Today was my wedding dress fitting.  It was amazing.  The dress is big on me, but they don't want to take it in until my next fitting on September 12th because they don't want to take it in more than once.  My veil was almost finished and my hair clip is amazing.  I'm beyond cloud 9 right now!  Unfortunately, losing this weight has also caused me to lose a lot of my boobs.  It sucks, but I'd rather be thinner with a smaller chest then big with a bigger one.  If the fat has got to go, it can go from anywhere on my body, I'm not too particular.  I can't wait for my next fitting!  So much to look forward to... 30 days!  I'll officially be a Mrs.  

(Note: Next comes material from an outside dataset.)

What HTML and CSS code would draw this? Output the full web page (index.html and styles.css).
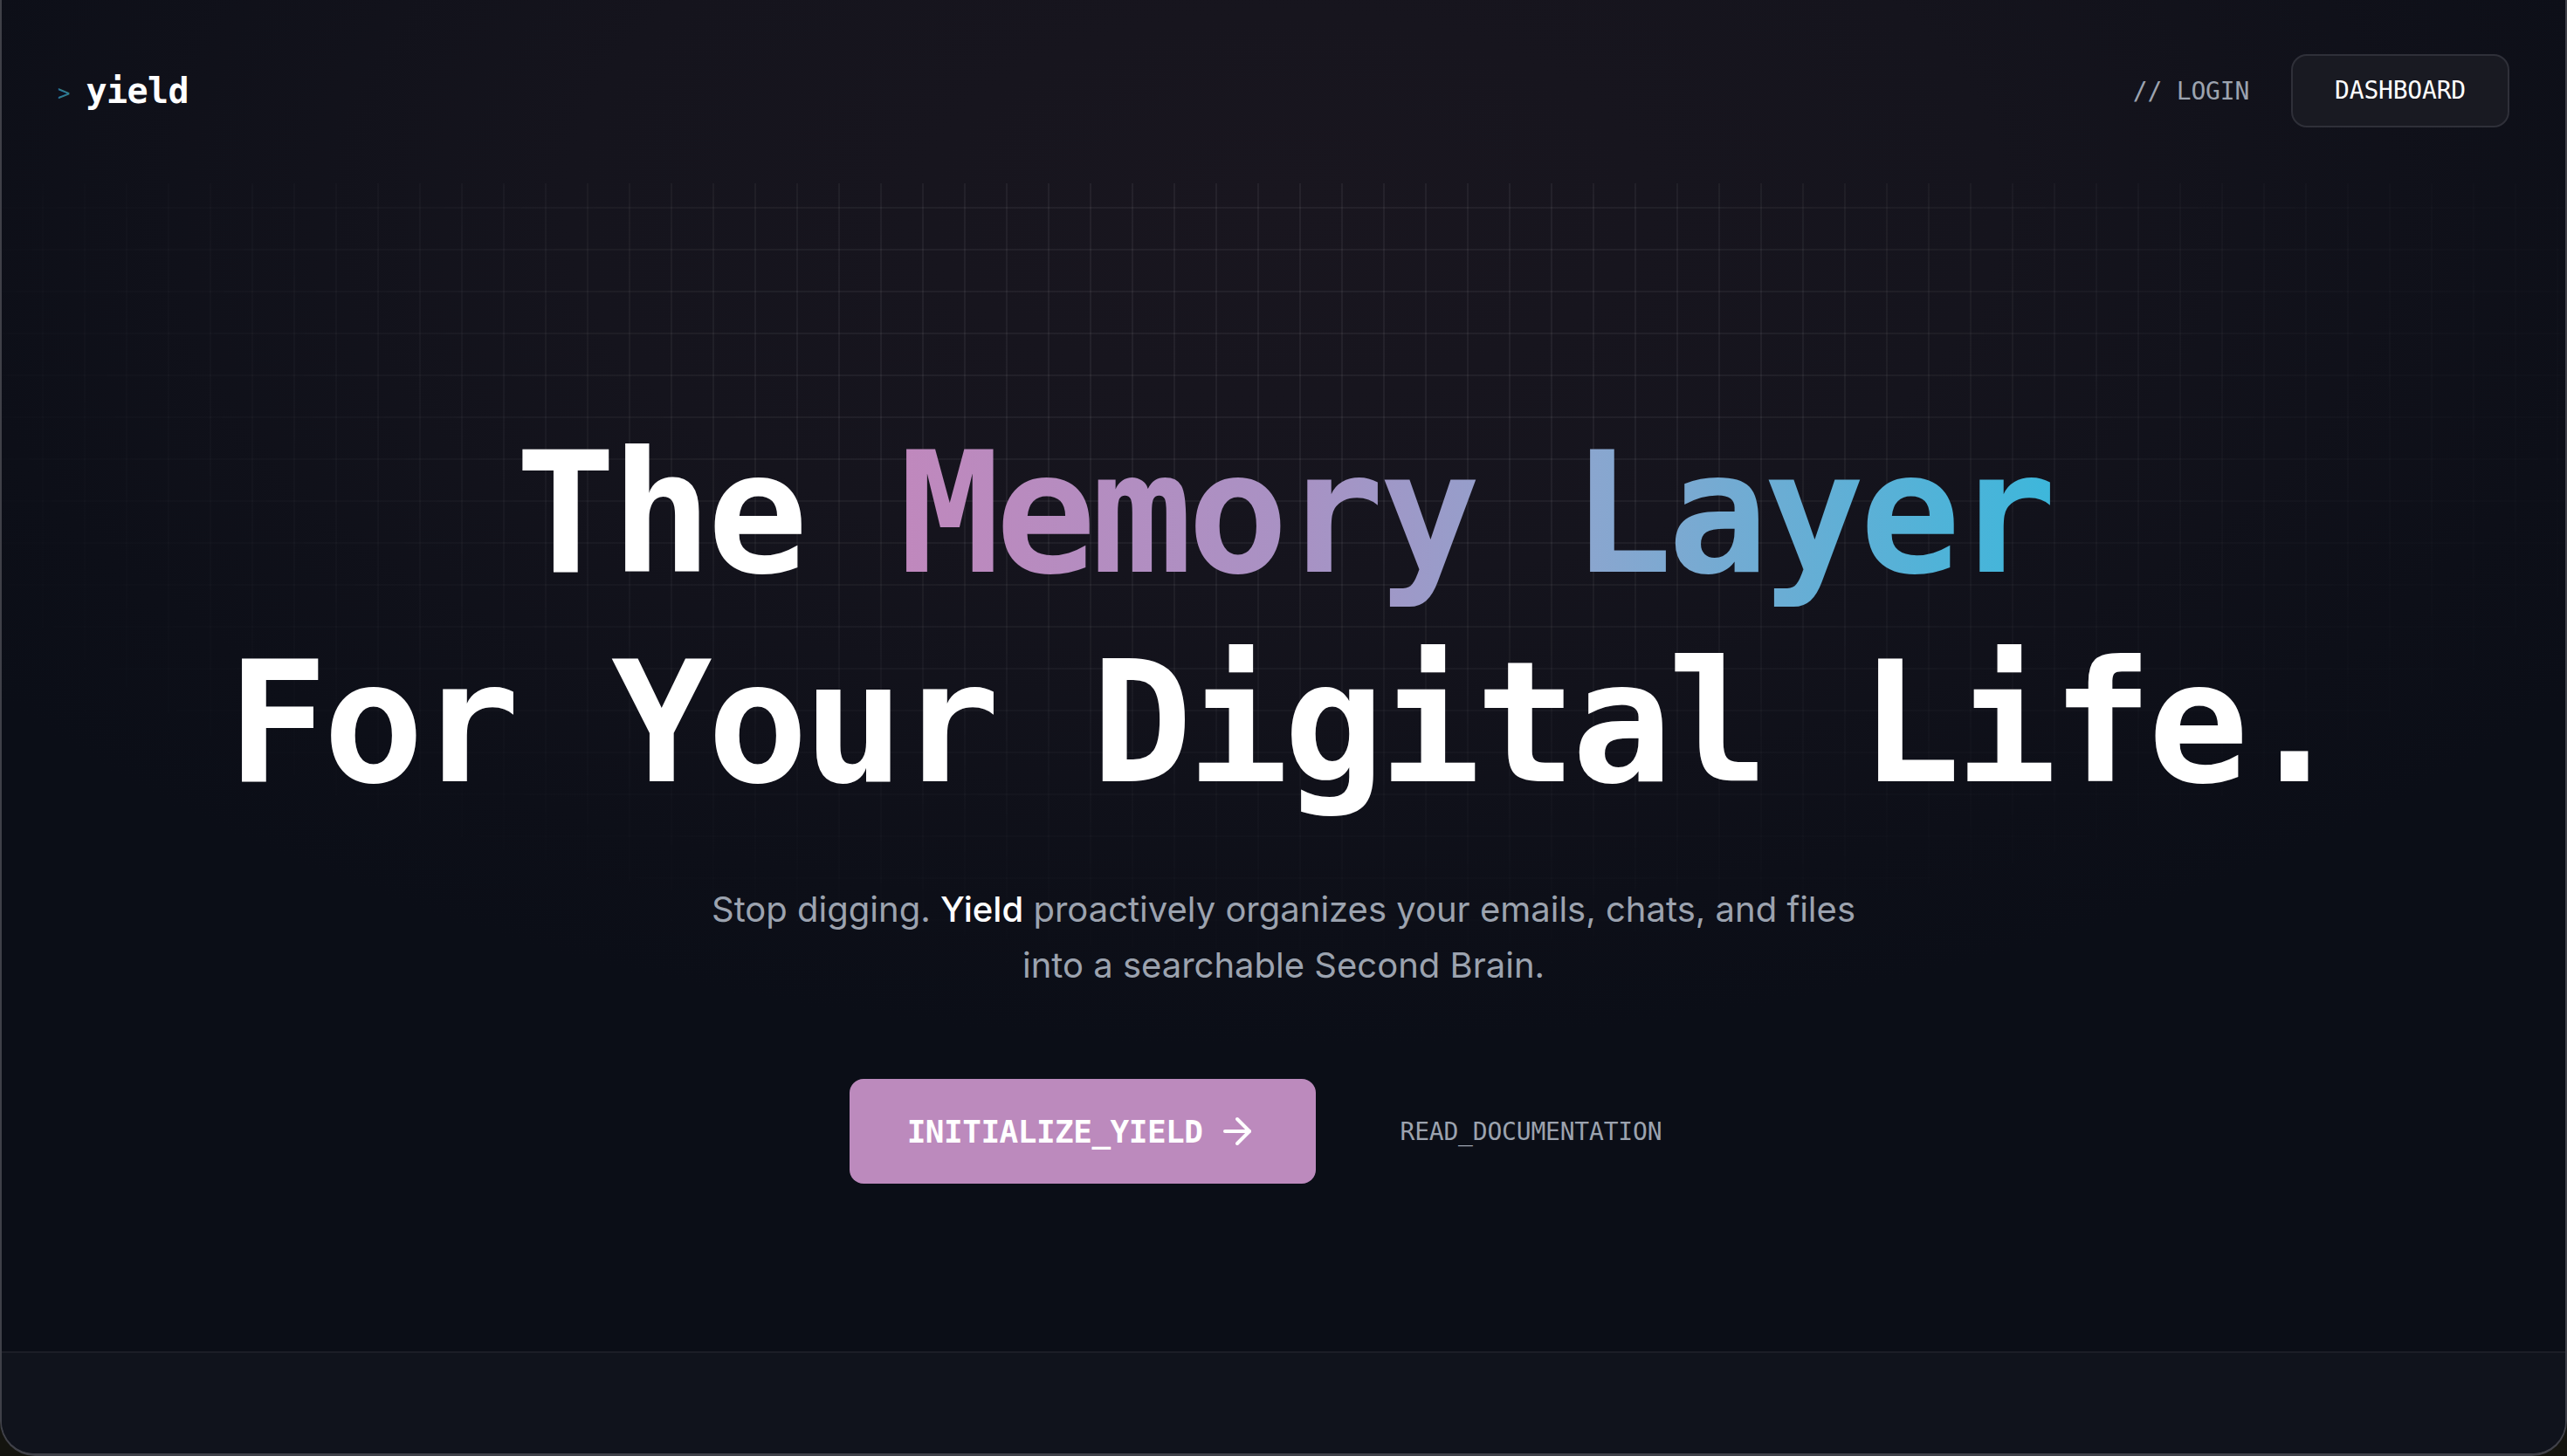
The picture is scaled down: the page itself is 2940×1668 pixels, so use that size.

So Jen is adding a Wednesday and Friday afternoon class to her schedule once the kids go back to school.  A 1 pm class is perfect for us night working girls.  That means I might be able to get in 4 days a week with Jen.  I love it... I think I'm getting obsessed with working out.  This is a nice addiction.  I'd rather love this than my obsession with food.  Life is good...

Tuesday, July 28, 2009

Keep Moving Forward...

Jen Murphy is the best motivation for me to get my ass off the couch.  I can't stop reading these past few weeks and I'm getting addicted to tv.  It's so nice to just have to work and not go to school at the same time.  I wish life was always this simple.  Just work at night, sleep in till before noon and keep night owl hours with my hubby.  I'm loving it.  But Jen is keeping me working out and our upcoming wedding is my other motivation to keep eating right.  I had to work out with Jen on my own on Monday because my workout partner couldn't make it.  I don't mind going one on one with Jen but sometimes I like having a partner to grunt and complain with me while working my ass off.  I'm starting to love the pain.  I know it's working.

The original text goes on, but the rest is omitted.